What Ralph’s beef boils down to is this: Liberals think that giving citizens more than a little taste of their own money is a really bad idea. Instead, the federal government should take that money, keep some for itself, hire consultants to research and write papers on day care or global warming (keeping some money for themselves), set up pilot projects (those need money, too), and give some money to the provinces that are going to play ball with the Liberals (there goes some more money). Then if the Liberals happen to lose power (“God d*** you Layton and Zaccardelli!”), they blame the Conservatives for destroying their brilliant, about-to-be-rolled-out program.
But seriously, Conservatives are not opposed to government. We are opposed to incompetent, unfocussed government that majors in inserting itself into the provincial sphere, while minoring in (1) letting national responsibilities slide, and (2) demonizing conservative governments in Alberta and Ontario.

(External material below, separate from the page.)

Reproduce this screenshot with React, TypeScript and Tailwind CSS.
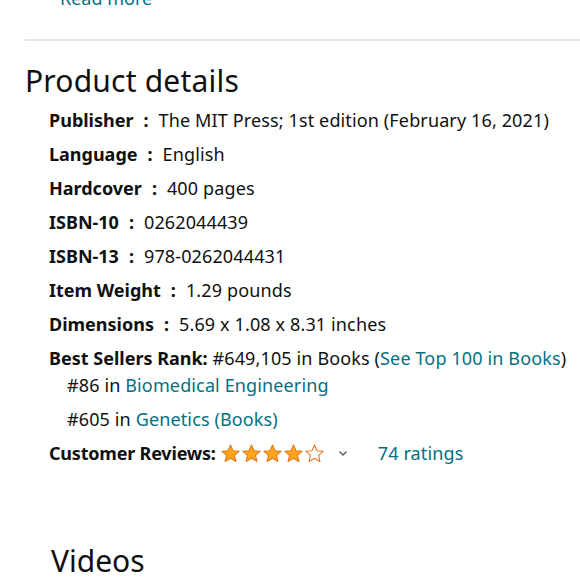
import React from 'react';

const Star = ({ filled }: { filled: boolean }) => (
  <svg width="21" height="21" viewBox="0 0 24 24" className="shrink-0">
    <path
      d="M12 2.2l2.9 6.6 7.1.6-5.4 4.7 1.6 7-6.2-3.7-6.2 3.7 1.6-7L2 9.4l7.1-.6z"
      fill={filled ? '#ffa41c' : '#ffffff'}
      stroke="#de7921"
      strokeWidth="1.2"
      strokeLinejoin="round"
    />
  </svg>
);

const details = [
  { label: 'Publisher', value: 'The MIT Press; 1st edition (February 16, 2021)' },
  { label: 'Language', value: 'English' },
  { label: 'Hardcover', value: '400 pages' },
  { label: 'ISBN-10', value: '0262044439' },
  { label: 'ISBN-13', value: '978-0262044431' },
  { label: 'Item Weight', value: '1.29 pounds' },
  { label: 'Dimensions', value: '5.69 x 1.08 x 8.31 inches' },
];

export default function App() {
  return (
    <div
      className="w-[580px] h-[580px] overflow-hidden bg-white text-[#0f1111]"
      style={{ fontFamily: '"Noto Sans", "Open Sans", sans-serif' }}
    >
      <div className="-mt-[14px] pl-[60px] h-[31px] text-[18px] leading-[24px] text-[#007185]">Read more</div>

      <div className="ml-[25px] mt-[22px] h-[2px] bg-[#e7e7e7]" />

      <h2 className="pl-[25px] mt-[20px] text-[30px] leading-[40px] font-normal tracking-[0.2px]">Product details</h2>

      <ul className="pl-[49px] mt-[2px] text-[18px] leading-[34px]">
        {details.map((d) => (
          <li key={d.label} className="whitespace-nowrap">
            <span className="font-bold">{d.label}</span>
            <span className="font-bold mx-[10px]">:</span>
            <span className="tracking-[0.13px]">{d.value}</span>
          </li>
        ))}
        <li className="whitespace-nowrap tracking-[0.13px]">
          <span className="font-bold tracking-normal">Best Sellers Rank:</span> #649,105 in Books (
          <span className="text-[#007185]">See Top 100 in Books</span>)
          <ul className="pl-[18px] -mt-[7px]">
            <li>
              #86 in <span className="text-[#007185]">Biomedical Engineering</span>
            </li>
            <li>
              #605 in <span className="text-[#007185]">Genetics (Books)</span>
            </li>
          </ul>
        </li>
        <li className="flex items-center whitespace-nowrap">
          <span className="font-bold tracking-[-0.2px]">Customer Reviews:</span>
          <span className="flex ml-[4px]">
            <Star filled />
            <Star filled />
            <Star filled />
            <Star filled />
            <Star filled={false} />
          </span>
          <svg width="12" height="12" viewBox="0 0 12 12" className="ml-[12px]">
            <path d="M2.5 4.5L6 8l3.5-3.5" fill="none" stroke="#565959" strokeWidth="1.3" />
          </svg>
          <span className="ml-[29px] text-[#007185] tracking-[0.13px]">74 ratings</span>
        </li>
      </ul>

      <h2 className="pl-[51px] mt-[71px] text-[30px] leading-[40px] font-normal">Videos</h2>
    </div>
  );
}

Provincial governments already run the big social programs (health, education, welfare), they are closer to the people than the federal government, and they have the income tax, sales tax and business tax revenue to pay for social programs. Federal equalization helps poorer provinces offer similar social programs. In the Liberals’ eyes, Stephen Harper’s sin is that he respects federal/provincial jurisdiction. This is what Ralph calls an “ideological obsession to stop the federal government from being an instrument for good in the lives of ordinary Canadians.”
Canadians seem pretty happy with their GST cut, so I guess if the Liberals want another massive program that will be an “instrument for good,” then during the next campaign they will just have to tell Canadians (1) they will raise taxes if elected, and (2) what they want to use the money for. Good luck, Ralph.
Or, they could just try to do what Dalton McGuinty did: promise they aren’t going to raise taxes and then raise them anyway. Liberals seem to be able to get away with that.